The majority relies on Farmer v. Boyd, 89 Idaho 269, 404 P.2d 353 (1965), and Stevens v. Home Savings & Loan Assoc., 5 Idaho 741, 51 P. 779 (1898), as authority for its decision in this case. In both Farmer and Stevens, the conflicting cases were both filed in the state court and in fact were filed in the same county. This is not authority for the action of the majority in the case at bar.
Here the federal court may, for a number of reasons, not be inclined to pursue the action, may ultimately determine that it did not have jurisdiction, or for other reasons not reaching the merits of the controversy may dismiss the action. Without another action pending in the state court it is highly conceivable that a litigant could lose his day in court through the operation of the statute of limitations.

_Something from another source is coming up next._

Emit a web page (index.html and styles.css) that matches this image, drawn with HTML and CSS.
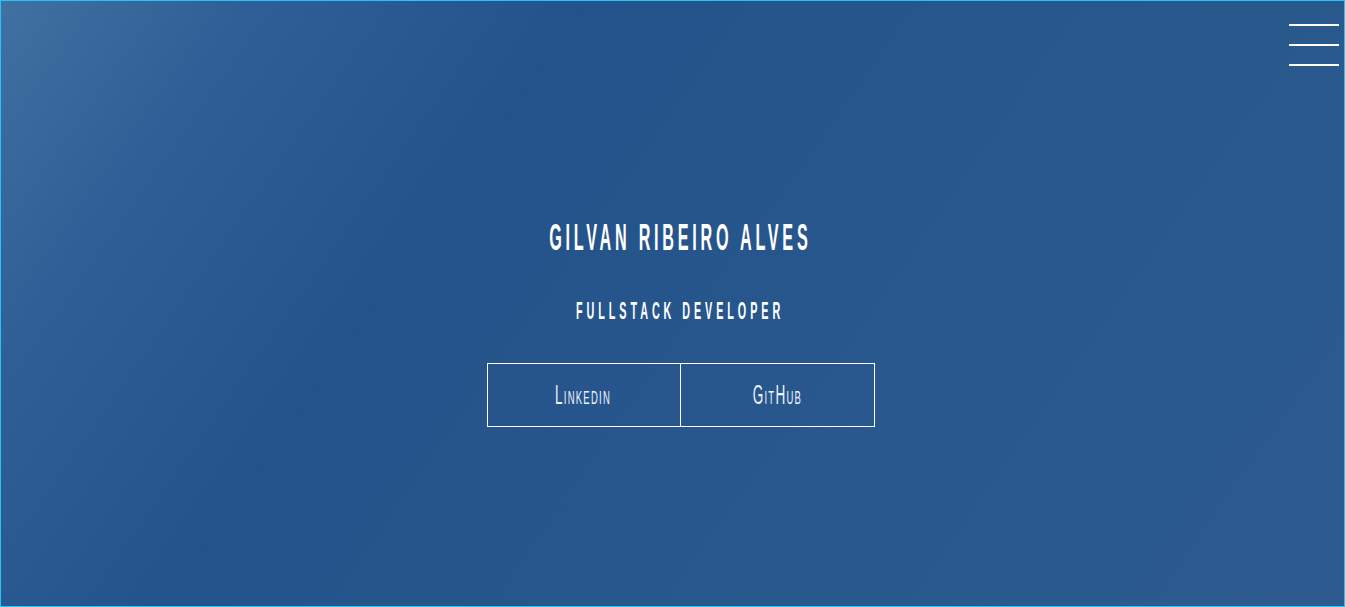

On the other hand, the federal court could complete processing of the action, make its determination on the facts before it, resulting in a “final judgment.” At that point the state court, having previously stayed its proceedings, could then properly consider the question of res judicata. This is a much better rule of law than the offhand dismissal of the state court action due to the pendency of the federal court action, as it preserves the right of litigants without undue additional expense or waste of judicial manpower.
For these reasons I would reverse the dismissal of the action by the district court, reinstate the proceeding with directions to the court to enter an order staying the state court proceedings pending the final determination of the federal court action. In this way the parties would be assured that they would have their day in one court or the other.